Memorial Day’s Special Creatures

5-25-15
(Memorial Day)

They are special creatures. And rare. They do jobs not everyone understands, but they do understand. They are willing, and often do, “pay with their bodies for their souls’ desire,” as Theodore Roosevelt, whose son Quentin was killed in an aerial dogfight over German lines, said of fallen servicemen.

The finest tribute we can pay
Unto our hero dead today,
Is not a rose wreath, white and red,
In memory of the blood they shed;
It is to stand beside each mound,
Each couch of consecrated ground,
And pledge ourselves as warriors true
Unto the work they died to do.

— Edgar Guest

Throughout history there have been many military forces stocked of conscripts, sometimes unwilling, even ignorant of their “cause.” But often – and especially in this era of the volunteer military – service people take their oaths, don their uniforms, and support their missions. Victory is their goal, but they all know that death is an option. Other options include the certainty of family separation and changed civilian lives if and when they return; and, increasingly these days, cruel injuries and challenging disabilities.

But they volunteer, these special creatures. Sacrifice and Service are what their loves become. Gen. George S Patton is supposed to have said: “War is not dying for your country. It’s making the other bastard die for his country.” True as far as it goes, even a brilliant distinction; and a great motivational aphorism on a battle’s eve. But discordant on Memorial Day.
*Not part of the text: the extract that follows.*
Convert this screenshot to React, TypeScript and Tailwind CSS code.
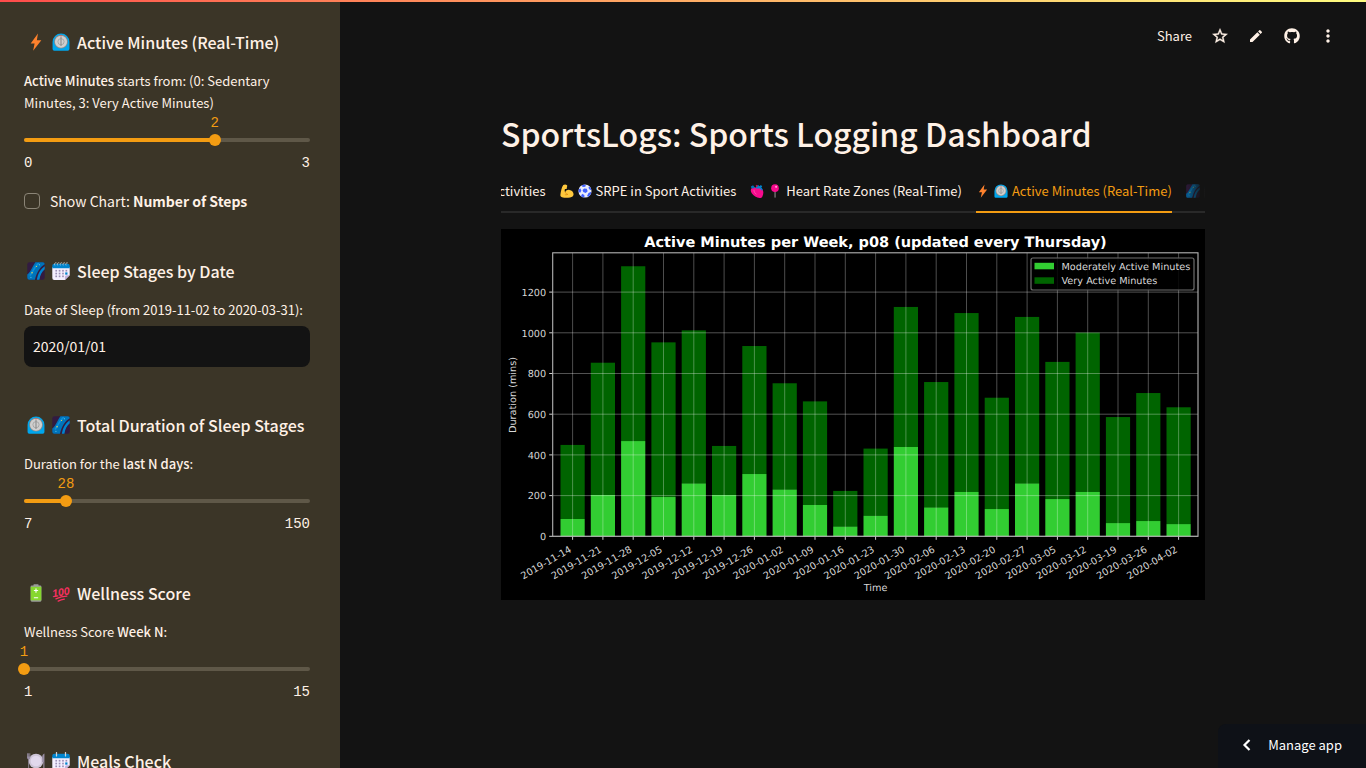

Heroes of old! I humbly lay
     The laurel on your graves again;
Whatever men have done, men may,—
     The deeds you wrought are not in vain!

— Austin Dobson

We don’t have to agree with the “cause” of a war or the decision to put a nation’s young men and women into battle in order to admire the fallen. I dissent from many adventures of recent years – or at least their strategies and tactics – but I am in awe of those who serve, sacrifice, sustain wounds, and die. They do not hate, for the most part, as soldiers and sailors and marines and airmen have been taught throughout history. Rather they love.

The motivations of those dead military souls whose we honor this weekend was more love of country than hatred of enemy. Not killing a foreign leader but protecting their families. Not focusing on distant spoils but venerating their spouses, kids, friends, and lives back home. Not against “them” but for “us.” Paying with their souls for their hearts’ desires.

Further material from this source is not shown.